Out-of-state students offer immediate monetary rewards in the form of higher tuition rates, something long relied on by public flagships in New England, where state funding of higher education lags behind the national average.

At UNH, in-state students pay $9,778 in tuition and fees, which is $11,720 less than an out-of-state student. At the University of Vermont, out-of-state students pay $23,638, more than twice the in-state tuition of $9,452.

At UMass-Amherst, residents pay $9,278; out-of-state undergraduates pay $18,397.

Marjorie Smith, a New Hampshire legislator who is a member of the education division of the House Finance Committee, said low state funding means that UNH must ''depend upon out-of-state student tuition." But, she added, ''if we cannot keep those college graduates in the state, then we have nothing to offer employers who are looking for well-educated employees."

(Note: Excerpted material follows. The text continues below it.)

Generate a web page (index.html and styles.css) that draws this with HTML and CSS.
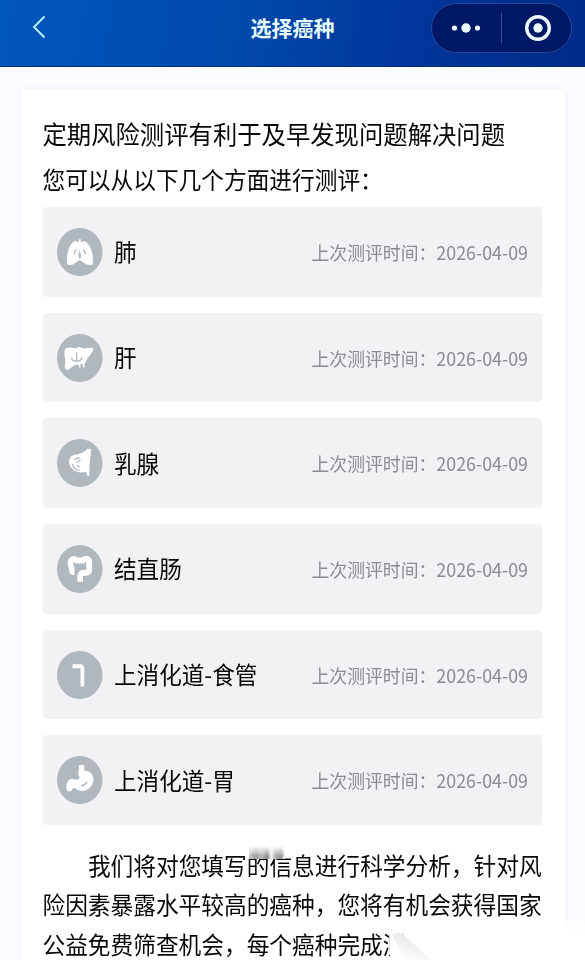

The University of New Hampshire in Durham, for example, is grappling with the issue. It has 11,000 undergraduates, of whom 59 percent are in-state residents; 41 percent are from out of state. But those proportions are expected to even out as the school increases efforts to recruit in Connecticut, New York, and New Jersey to offset declining enrollment from New Hampshire as well as from Massachusetts, which has supplied the school with 20 percent of its students.

''There has always been a clear commitment to serve the residents of New Hampshire, so we will do everything possible to ensure that qualified New Hampshire residents can come here," said Robert McGann, director of admissions at UNH. ''But we do have to rely to some degree on out-of-state tuition."

The University of Vermont in Burlington has long had a larger out-of-state contingent, mostly from New England and the mid-Atlantic region. But the school, which receives among the lowest state funding amounts in the country, expanded its recruiting this year to San Francisco, Chicago, and Denver and is considering Austin, Texas, and Atlanta for its next move.

''Our strategy is to become a more national university," said Don Honeman, dean of admissions at UVM.